After checking out AirVPN, it looks like what it does is hide your IP behind one of its own, updating DDNS to match your new IP, and forwards ports back to you - without translating them:

When you remotely forward a port, our servers will open that port (TCP, UDP or both, according to your selection) and will properly forward incoming packets to you on that port.

You provide Remote Port Forwarding, what is it? - AirVPN

So an open port 2015 on your AirVPN should connect to your device at home on port 2015.

As long as Caddy is listening on that port, it should respond to the request through AirVPN.

Thanks for the quick reply!

Unfortunately that doesn’t seem to be the case. Here is my caddy file:

domain.duckdns.org { I also tried domain.airvpn.org neither worked.
tls off
proxy /sonarr 192.168.1.253:8989 {
transparent
}

proxy /radarr 127.0.0.1:7878 {
transparent
}

proxy /headphones 192.168.1.253:8181 {
transparent
}

So as soon as I turn off AIRVPN it works perfectly. I’m not sure why the port isn’t getting forwarded through?
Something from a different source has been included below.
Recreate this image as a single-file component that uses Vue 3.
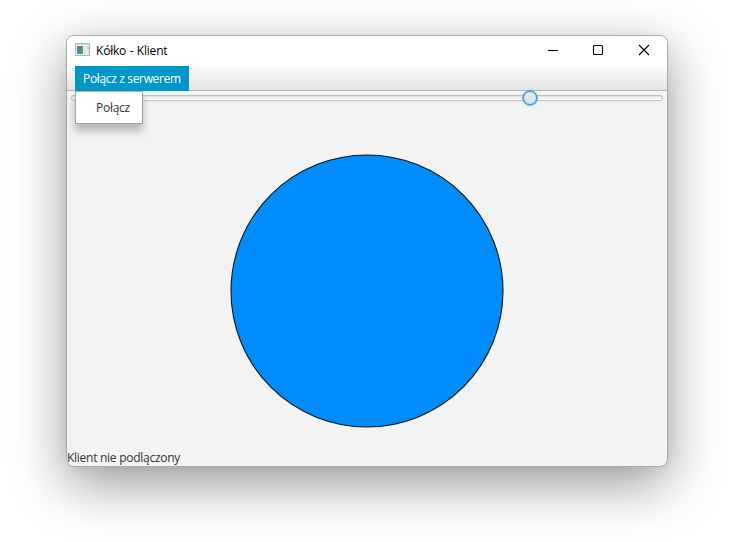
<script setup>
import { ref, computed } from 'vue'

const menuOpen = ref(true)
const position = ref(0.777)
const thumbOffset = computed(() => `${position.value * 100}%`)
</script>

<template>
  <main class="desktop">
    <section class="window">
      <header class="titlebar">
        <svg class="app-icon" width="16" height="14" viewBox="0 0 16 14">
          <defs>
            <linearGradient id="pane" x1="0" y1="0" x2="1" y2="1">
              <stop offset="0" stop-color="#4a6caa" />
              <stop offset="1" stop-color="#43b174" />
            </linearGradient>
          </defs>
          <rect x=".5" y=".5" width="14" height="12" fill="#f3f4f5" stroke="#b0b3b6" />
          <rect x="1" y="1" width="13" height="1" fill="#d5d8dc" />
          <rect x="2" y="3" width="6" height="8" fill="url(#pane)" />
          <rect x="9" y="3" width="2" height="8" fill="#dfe2e3" />
          <rect x="12" y="3" width="2" height="3" fill="#bcd3c9" />
          <rect x="12" y="6" width="2" height="5" fill="#e3e6e6" />
        </svg>
        <h1 class="title">Kółko - Klient</h1>
        <div class="controls">
          <svg width="46" height="30" viewBox="0 0 46 30"><path d="M18 14.5h10" /></svg>
          <svg width="45" height="30" viewBox="0 0 45 30"><rect x="17.5" y="9.5" width="9" height="9" rx="1" /></svg>
          <svg width="46" height="30" viewBox="0 0 46 30"><path d="M18 9l10 10M28 9l-10 10" /></svg>
        </div>
      </header>
      <nav class="menubar">
        <div class="menu">
          <span class="menu-label" @click="menuOpen = !menuOpen">Połącz z serwerem</span>
          <div v-if="menuOpen" class="popup"><span class="item">Połącz</span></div>
        </div>
      </nav>
      <div class="slider">
        <div class="track"></div>
        <div class="thumb" :style="{ left: thumbOffset }"></div>
      </div>
      <div class="canvas">
        <svg width="274" height="274" viewBox="0 0 274 274">
          <circle cx="137" cy="137" r="136" fill="#008dfb" stroke="#07151f" stroke-width="1.1" />
        </svg>
      </div>
      <footer class="status"><span>Klient nie podlączony</span></footer>
    </section>
  </main>
</template>

<style>
body {
  margin: 0;
  background: #fff;
}
</style>

<style scoped>
.desktop {
  box-sizing: border-box;
  width: 744px;
  height: 542px;
  padding: 35px 76px 75px 66px;
  overflow: hidden;
  background: #fff;
  font: 12px/16px "Open Sans", "Noto Sans", sans-serif;
  color: #333;
}
.window {
  box-sizing: border-box;
  display: flex;
  flex-direction: column;
  width: 602px;
  height: 432px;
  border: 1px solid #aaa;
  border-radius: 8px;
  background: #f3f3f3;
  box-shadow: 0 17px 54px rgba(0, 0, 0, .4), 0 2px 14px rgba(0, 0, 0, .06);
}
.titlebar {
  display: flex;
  align-items: flex-start;
  height: 30px;
  flex: none;
  border-radius: 7px 7px 0 0;
  background: #fff;
}
.app-icon {
  margin: 7px 5px 0 8px;
}
.title {
  margin: 7px 0 0;
  font: 12px/16px "Open Sans", sans-serif;
  letter-spacing: -.2px;
  word-spacing: .6px;
  color: #000;
}
.controls {
  display: flex;
  margin-left: auto;
}
.controls svg {
  fill: none;
  stroke: #000;
  stroke-width: 1.1;
}
.menubar {
  box-sizing: border-box;
  display: flex;
  flex: none;
  height: 25px;
  padding-left: 8px;
  border-bottom: 1px solid #b5b5b5;
  background: linear-gradient(#fbfbfb, #e4e4e4);
}
.menu {
  position: relative;
  z-index: 2;
  height: 25px;
}
.menu-label {
  box-sizing: border-box;
  display: block;
  width: 114px;
  height: 25px;
  padding: 5px 0 0 8px;
  background: #0096c9;
  color: #fff;
  letter-spacing: -.34px;
  white-space: nowrap;
}
.popup {
  position: absolute;
  top: 25px;
  left: 0;
  box-sizing: border-box;
  width: 68px;
  height: 33px;
  padding: 8px 0 0 20px;
  border: 1px solid #a0a0a0;
  border-top-color: #b5b5b5;
  background: #fff;
  box-shadow: 0 7px 8px rgba(0, 0, 0, .25);
}
.item {
  letter-spacing: -.28px;
}
.slider {
  position: relative;
  flex: none;
  height: 14px;
  padding: 4px 4px 0;
  box-sizing: border-box;
}
.track {
  box-sizing: border-box;
  height: 6px;
  border: 1px solid #bfbfbf;
  border-radius: 3px;
  background: linear-gradient(#e4e4e4, #fff);
}
.thumb {
  position: absolute;
  top: 0;
  box-sizing: border-box;
  width: 14px;
  height: 14px;
  margin-left: -10px;
  border: 1px solid #0ba3d1;
  border-radius: 50%;
  background: linear-gradient(#eee, #dcdcdc);
  box-shadow: 0 0 0 .6px #0ba3d1, 0 0 3px rgba(3, 158, 211, .5);
}
.canvas {
  display: flex;
  flex: 1;
  align-items: center;
  justify-content: center;
  padding-top: 27px;
}
.canvas svg {
  display: block;
}
.status {
  flex: none;
  height: 17px;
  line-height: 17px;
  letter-spacing: -.27px;
}
</style>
One thing I did notice about AIRVPN and forwarding ports is that it says this:

Mapped to public IP: xxx.75.223.xxx
Forwarded to: xx.4.7.xxxx

Obviously these addresses are different. I’m uncertain what is going on here. I have forwarded port 2015 through AIRVPN though and the system from AIRVPN claims that it is forwarded properly. I also forwarded the port through my router even though according to AIRVPN you don’t have to.

Any ideas?

You’re using the AirVPN client on your server, right?

If so, they’re correct - forwarding your modem ports is unnecessary. Your client connects out to their server, and they pass back connections that they receive on their public IP directly through that tunnel back to you, so you don’t need any ports open at all and you should never get connection requests on your WAN interface.
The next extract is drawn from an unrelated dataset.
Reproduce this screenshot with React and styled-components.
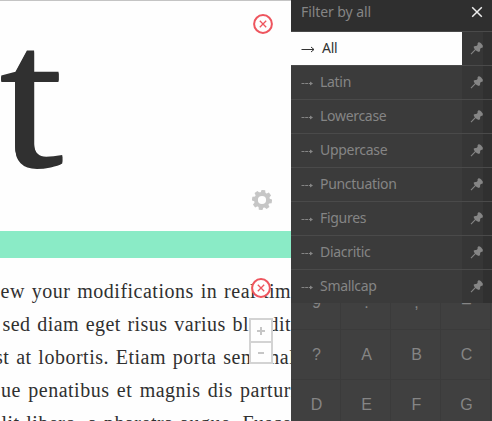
import React from "react";
import styled, { createGlobalStyle } from "styled-components";

const Global = createGlobalStyle`
  * { box-sizing: border-box; }
  body { margin: 0; background: #fefefe; overflow: hidden; }
`;
const Shell = styled.div`
  display: grid; grid-template-columns: 291px 201px;
  width: 492px; height: 421px; overflow: hidden; background: #fefefe;
`;
const Workspace = styled.main`
  display: flex; flex-direction: column; min-width: 0; height: 421px; overflow: hidden;
  color: #303030; font-family: "Liberation Serif", serif;
`;
const GlyphView = styled.section`
  position: relative; flex: 0 0 231px; overflow: hidden; border-top: 1px solid #c4c4c4;
`;
const Glyph = styled.div`
  width: 63px; font-size: 204px; line-height: 230px; height: 230px;
  transform-origin: 0 0; transform: translate(-1px, -20px) scaleX(1.14);
  text-shadow: 0 1px 0 #303030, 0 2px 0 #303030;
`;
const Divider = styled.div`flex: 0 0 27px; background: #8aebc6;`;
const TextView = styled.section`
  position: relative; flex: 1; padding-top: 17px; overflow: hidden;
`;
const Line = styled.p`
  margin: 0 0 0 ${(p) => p.$x}px; height: 33px; line-height: 33px; font-size: 20px;
  white-space: nowrap; letter-spacing: ${(p) => p.$ls}px; word-spacing: ${(p) => p.$ws || 0}px;
`;
const Floating = styled.div`
  position: absolute; left: ${(p) => p.$x}px; top: ${(p) => p.$y}px; display: flex;
`;
const Zoom = styled.div`
  position: absolute; left: 249px; top: 60px; width: 24px; height: 46px;
  display: grid; grid-template-rows: 1fr 1fr; border: 2px solid #d3d3d3; background: #fefefe;
`;
const ZoomButton = styled.button`
  display: grid; place-items: center; padding: 0; border: 0; background: none;
  & + & { border-top: 2px solid #d3d3d3; }
`;
const Sidebar = styled.aside`
  display: flex; flex-direction: column; height: 421px; overflow: hidden; background: #404040;
  color: #858585; font-family: "Noto Sans", sans-serif; font-size: 14px;
`;
const Header = styled.header`
  display: flex; justify-content: space-between; flex: 0 0 31px; padding: 0 9px 0 10px;
  background: #2f2f2f; line-height: 24px; letter-spacing: -0.08px;
  svg { margin-top: 6px; }
`;
const Item = styled.div`
  display: grid; grid-template-columns: 171px 30px; flex: 0 0 34px; border-top: 1px solid #4a4a4a;
`;
const Choice = styled.div`
  display: flex; align-items: center; padding-left: 10px; padding-bottom: 3px;
  background: ${(p) => (p.$active ? "#fefefe" : "#3b3b3b")};
  color: ${(p) => (p.$active ? "#333" : "#858585")};
  letter-spacing: -0.3px;
  svg { margin: 4px ${(p) => (p.$active ? 7 : 5)}px 0 0; }
`;
const PinButton = styled.div`
  display: flex; align-items: center; padding: 0 0 1px 8px;
  background: linear-gradient(90deg, #363636 21px, #303030 21px);
  color: #858585;
`;
const CharGrid = styled.div`
  display: grid; grid-template-columns: repeat(4, 50px); grid-auto-rows: 50px;
  flex: 1; overflow: hidden; font: 16px/50px "Liberation Sans", sans-serif;
  align-content: end; margin-bottom: -9px;
`;
const Char = styled.div`
  text-align: center; border-right: 1px solid #3b3b3b; border-bottom: 1px solid #3b3b3b;
  padding-left: 2px; line-height: ${(p) => p.$lh || 49}px;
`;

const CloseBadge = () => (
  <svg width="20" height="20" viewBox="0 0 20 20" fill="none" stroke="#ee555e">
    <circle cx="10" cy="10" r="8.9" fill="#fefefe" strokeWidth="2" />
    <path d="M6.8 6.8l6.4 6.4M13.2 6.8l-6.4 6.4" strokeWidth="1.3" />
  </svg>
);
const Gear = () => (
  <svg width="20" height="20" viewBox="-10 -10 20 20">
    <g fill="#c6c6c6">
      {[0, 45, 90, 135, 180, 225, 270, 315].map((a) => (
        <path key={a} d="M-2.7-6L-1.8-10H1.8L2.7-6Z" transform={`rotate(${a + 8})`} />
      ))}
    </g>
    <circle r="6" fill="none" stroke="#c6c6c6" strokeWidth="3.8" />
  </svg>
);
const Arrow = ({ active }) => (
  <svg width="14" height="8" viewBox="0 0 14 8" fill="none" stroke="currentColor">
    <path d={active ? "M.5 4.5H13M10 2l3 2.5L10 7" : "M.5 4.5H9"} strokeDasharray={active ? undefined : "3 .7"} />
    {!active && <path d="M9 2.5l3 2-3 2z" fill="currentColor" stroke="none" />}
  </svg>
);
const Pin = () => (
  <svg width="14" height="14" viewBox="0 0 14 14">
    <path d="M1 13.2L5.8 8.2" stroke="currentColor" strokeWidth="1.1" />
    <path d="M8.2 1.4Q9.3.8 11.2 2.4Q13.5 4.4 12.8 6.2Q12.1 7.1 10.8 7L10.1 8.2Q10.6 10 9.1 11Q7 10.7 5.4 9Q3.7 7.3 3.6 5.7Q4.7 4.6 6.3 5L7.6 3.9Q7.2 2.2 8.2 1.4Z" fill="currentColor" />
  </svg>
);
const Sign = ({ plus }) => (
  <svg width="8" height="8" viewBox="0 0 8 8" stroke="#c6c6c6" strokeWidth="2">
    <path d={plus ? "M0 4H8M4 0V8" : "M1 4H7"} />
  </svg>
);

const filters = ["All", "Latin", "Lowercase", "Uppercase", "Punctuation", "Figures", "Diacritic", "Smallcap"];
const chars = ["9", ".", ",", "–", "?", "A", "B", "C", "D", "E", "F", "G"];
const lines = [
  { text: "ew your modifications in real time", x: 0.5, ls: 0.5, ws: 1.4 },
  { text: "sed diam eget risus varius blandit", x: 2.5, ls: 0.42, ws: 1.4 },
  { text: "st at lobortis. Etiam porta sem malesuada", x: -5, ls: 0.5, ws: 1.3 },
  { text: "ue penatibus et magnis dis parturient", x: 1, ls: 0.5, ws: 1.9 },
  { text: "lit libero, a pharetra augue. Fusce", x: 1.5, ls: 0.5, ws: 1.1 },
];

export default function App() {
  return (
    <Shell>
      <Global />
      <Workspace>
        <GlyphView>
          <Glyph>t</Glyph>
          <Floating $x={253} $y={13}><CloseBadge /></Floating>
          <Floating $x={252} $y={189}><Gear /></Floating>
        </GlyphView>
        <Divider />
        <TextView>
          {lines.map((l) => <Line key={l.text} $x={l.x} $ls={l.ls} $ws={l.ws}>{l.text}</Line>)}
          <Floating $x={251} $y={20}><CloseBadge /></Floating>
          <Zoom>
            <ZoomButton aria-label="Zoom in"><Sign plus /></ZoomButton>
            <ZoomButton aria-label="Zoom out"><Sign /></ZoomButton>
          </Zoom>
        </TextView>
      </Workspace>
      <Sidebar>
        <Header>
          Filter by all
          <svg width="12" height="12" viewBox="0 0 12 12" stroke="#eee" strokeWidth="1.5">
            <path d="M1.2 1.2l9.6 9.6M10.8 1.2l-9.6 9.6" />
          </svg>
        </Header>
        {filters.map((f, i) => (
          <Item key={f}>
            <Choice $active={i === 0}><Arrow active={i === 0} />{f}</Choice>
            <PinButton><Pin /></PinButton>
          </Item>
        ))}
        <CharGrid>
          {chars.map((c, i) => <Char key={c} $lh={i < 4 ? 46 : 49}>{c}</Char>)}
        </CharGrid>
      </Sidebar>
    </Shell>
  );
}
As for ideas… You said you can’t access /sonarr outside the network. Does that mean that domain.airvpn.org/sonarr works inside the network? And do Radarr and Headphones work inside/outside the network?
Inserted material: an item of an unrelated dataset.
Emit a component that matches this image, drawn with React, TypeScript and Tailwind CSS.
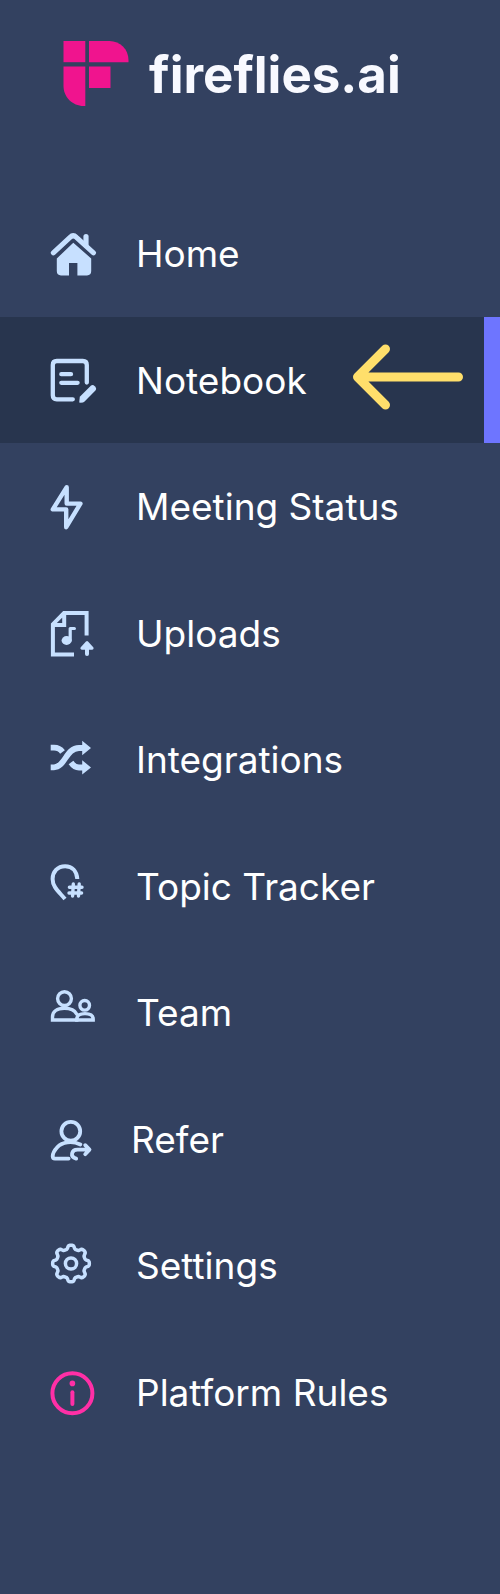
import React from "react";

// Outline of an eight-toothed gear around (23, 21.5)
const gearPath = (() => {
  const steps = 128;
  const points: string[] = [];
  for (let i = 0; i < steps; i++) {
    const angle = (i / steps) * Math.PI * 2;
    const radius = 16.5 + 1.9 * Math.tanh(2 * Math.cos(8 * angle));
    const x = 23 + radius * Math.cos(angle);
    const y = 21.5 + radius * Math.sin(angle);
    points.push(`${x.toFixed(2)} ${y.toFixed(2)}`);
  }
  return `M${points.join("L")}Z`;
})();

const Icon: React.FC<{ width?: number; children: React.ReactNode }> = ({
  width = 48,
  children,
}) => (
  <svg
    width={width}
    height={48}
    viewBox={`0 0 ${width} 48`}
    fill="none"
    stroke="currentColor"
    strokeWidth={4}
    strokeLinecap="round"
    strokeLinejoin="round"
    aria-hidden="true"
    className="shrink-0 overflow-visible"
  >
    {children}
  </svg>
);

const navItems = [
  {
    name: "Home",
    icon: (
      <Icon>
        <path d="M5.3 22.8 22 7.3Q25.2 4.2 28.4 7.3L45.5 22.8" strokeWidth={5} />
        <path d="M38 6.5V15" strokeWidth={5.2} />
        <path
          d="M25.3 12.7 43.2 28.5V41Q43.2 45.4 39 45.4H29.4V33H21V45.4H13Q8.8 45.4 8.8 41V28.5Z"
          fill="currentColor"
          stroke="none"
        />
      </Icon>
    ),
  },
  {
    name: "Notebook",
    icon: (
      <Icon>
        <g strokeWidth={4.3}>
          <path d="M38.8 25.5V8Q38.8 4 34.8 4H8.8Q4.8 4 4.8 8V38.3Q4.8 42.3 8.8 42.3H24.8" />
          <path d="M13.3 17.2H23M13.3 25.8H29.6" />
        </g>
        <path
          d="M31.2 45.6 31.8 39.8 42.8 28.8Q44.6 27.2 46.8 29.2 49.2 31.5 47.4 33.6L36.6 44.5Q35 46 31.2 45.6Z"
          fill="currentColor"
          stroke="none"
        />
      </Icon>
    ),
  },
  {
    name: "Meeting Status",
    icon: (
      <Icon>
        <path d="M18.7 4.2 4.8 26.4H18.2V44.2L32.4 20.6H18.7Z" strokeWidth={4.4} />
      </Icon>
    ),
  },
  {
    name: "Uploads",
    icon: (
      <Icon>
        <path
          d="M38.6 25.5V3H16L4.9 14.2V44.6H26M5.5 15H16.2V3.5"
          strokeLinecap="butt"
          strokeLinejoin="miter"
        />
        <ellipse cx="18.6" cy="30.5" rx="5" ry="4.4" fill="currentColor" stroke="none" />
        <path d="M22.2 30.5V18.5H26.4" strokeWidth={3.2} />
        <path d="M39 36V44" />
        <path d="M39 32.5 33.8 38.3H44.2Z" fill="currentColor" strokeWidth={2.8} />
      </Icon>
    ),
  },
  {
    name: "Integrations",
    icon: (
      <Icon>
        <g strokeWidth={5.8} strokeLinecap="butt">
          <path d="M2.7 31.3H6C17 31.3 18 12 31 12H36" />
          <path d="M2.7 11.7H6Q11.5 11.7 14.5 16" />
          <path d="M23 26.5Q26.5 31.5 31 31.5H36" />
        </g>
        <path
          d="M34.2 4.8 43 12 34.2 19.2ZM34.2 24.2 43 31.5 34.2 38.6Z"
          fill="currentColor"
          stroke="none"
        />
      </Icon>
    ),
  },
  {
    name: "Topic Tracker",
    icon: (
      <Icon>
        <path
          d="M29.3 16C28.8 8 24 3.2 17.2 3.2 9.5 3.2 4.6 9 4.6 16 4.6 24 10.5 28.3 17 36"
          strokeLinecap="butt"
        />
        <path
          d="M25.3 21 24.6 33M31.2 21 30.5 33M21.4 24.2H34M21 30H33.6"
          strokeWidth={3.4}
        />
      </Icon>
    ),
  },
  {
    name: "Team",
    icon: (
      <Icon>
        <g strokeWidth={3.4} strokeLinejoin="miter">
          <circle cx="16.5" cy="9.6" r="6.9" />
          <path d="M29.5 31H4.5V28C4.5 22.5 9 19.3 16.3 19.3 22 19.3 27 21.5 28.6 25" />
          <circle cx="36.7" cy="16.3" r="4.8" />
          <path d="M28.8 31V30C28.8 26.5 31.8 24.6 37 24.6 42.5 24.6 45.2 26.5 45.2 30V31Z" />
        </g>
      </Icon>
    ),
  },
  {
    name: "Refer",
    icon: (
      <Icon width={43}>
        <g strokeWidth={3.8}>
          <circle cx="22.8" cy="15.3" r="9.4" />
          <path d="M32.4 28.5C24 24.3 14 26 9.5 31 6.5 34.2 4.7 37.6 4.7 40.3Q4.7 42.6 7 42.6H20.6" />
          <path d="M28.2 42.6C21.5 40.5 23.5 33.6 29.5 33.6H41M37.2 29.2 41.5 33.6 37.2 38.2" />
        </g>
      </Icon>
    ),
  },
  {
    name: "Settings",
    icon: (
      <Icon>
        <path d={gearPath} strokeWidth={3.5} />
        <circle cx="23" cy="21.5" r="5.6" strokeWidth={3.5} />
      </Icon>
    ),
  },
  {
    name: "Platform Rules",
    color: "text-[#ff2fa6]",
    icon: (
      <Icon>
        <circle cx="24.4" cy="24.2" r="20" />
        <circle cx="24.4" cy="14.4" r="2.8" fill="currentColor" stroke="none" />
        <path d="M24.4 23.3V35" />
      </Icon>
    ),
  },
];

const App: React.FC = () => {
  const active = "Notebook";

  return (
    <aside className="min-h-screen flex flex-col bg-[#334160] pb-[139px] font-['Inter',sans-serif]">
      <header className="h-[190px] shrink-0 pt-10 px-[63px]">
        <a href="#" className="flex items-center gap-5">
          <svg
            width={66}
            height={66}
            viewBox="0 0 66 66"
            fill="#f0148e"
            aria-hidden="true"
            className="shrink-0"
          >
            <path d="M.5 1H22.3V22.2H.5Z" />
            <path d="M26 1H46.5C57 1 65.5 9.5 65.5 20V22.2H26Z" />
            <path d="M.5 26.5H22.3V66H20.5C9.5 66 .5 57 .5 46Z" />
            <path d="M26 26.5H47.5V48H26Z" />
          </svg>
          <span className="pt-1 text-[51px] leading-[62px] font-bold text-[#f8f9ff]">
            fireflies.ai
          </span>
        </a>
      </header>
      <nav className="flex-1 grid auto-rows-fr">
        {navItems.map((item) => (
          <a
            key={item.name}
            href="#"
            aria-current={item.name === active ? "page" : undefined}
            className={`flex items-center pt-0.5 pl-12 ${
              item.name === active ? "bg-[#28354e] border-r-16 border-[#6e75ff]" : ""
            }`}
          >
            <span className={item.color ?? "text-[#c7e0ff]"}>{item.icon}</span>
            <span className="ml-10 text-[37px] leading-[48px] text-white whitespace-nowrap">
              {item.name}
            </span>
            {item.name === active && (
              <svg
                width={112}
                height={74}
                viewBox="0 0 112 74"
                fill="none"
                stroke="#ffdf6b"
                strokeWidth={9}
                strokeLinecap="round"
                strokeLinejoin="round"
                aria-hidden="true"
                className="ml-auto mr-5 shrink-0"
              >
                <path d="M106.5 33H5.5M33.5 5 5.5 33 33.5 61" />
              </svg>
            )}
          </a>
        ))}
      </nav>
    </aside>
  );
};

export default App;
So a few days ago with that caddyfile I had everything working as soon as I turned off the VPN from inside or outside my network when I went to domain.duckdns.org/sonarr. Now even without the VPN on I can’t seem to get it to come up from inside or outside the network, I can only pull it up by going to the internal ip on my home network of 192.168.1.252:8989… I don’t believe that I changed anything and now I’m really at a loss. Before this the only problem I had was when AIRVPN was on, but now I can’t even get caddy to run properly with AIRVPN off.

When caddy starts it does say:
activating privacy features… done
http://domain.duckdns.org:2015

Does that look right?

Also yes, AIRVPN is on the same computer as sonarr / radarr, caddy server etc.

Looks good to me.

But it seems like things are getting a little complicated because it looks like you’ve got a CNAME to a reverse proxy to a reverse proxy and I’m not 100% sure where all your domains are pointed. We should try to reduce the complexity as much as possible to get things working, then add complexity step by step to get our desired result.

The first step is to make sure Caddy’s working right. Lets make Caddy more permissive with regards to host, then try it out locally. Change the label of your Caddyfile to this:

:2015 {
  [...]
}

Then, browse to Caddy locally at [hostname]:2015/sonarr, using the hostname/IP address of your Caddy server, and see if Sonarr pops up.

If that works, spin up AirVPN and try to access domain.airvpn.org:2015/sonarr.

If that works, try domain.duckdns.org:2015/sonarr.

Let me know where it breaks down, and what error you get.

Ok, so this is really weird but here it goes.

:2015 {
[…]
}
force quits caddy server.

If I take the VPN down and put
domain.duckdns.org
proxy /sonarr 192.168.1.253:8989

it works from inside and outside my network at domain.duckdns.org/sonarr

Ok great, right?

Now if I put domain.airvpn.org caddy server immediately shuts off and won’t stay running. The cmd window pops up says activating privacy features then immediately shuts down. I also tried running as administrator and got the same thing. I swapped out the two domains multiple times with the same exact effect. Caddy Server refuses to stay running with domain.airvpn.org

Weird, right?

There’s almost certainly an error being printed but Windows is closing the cmd window before you have a chance to read it. You’ll want to open cmd and then type caddy -log stdout to run it and you will get full information this way.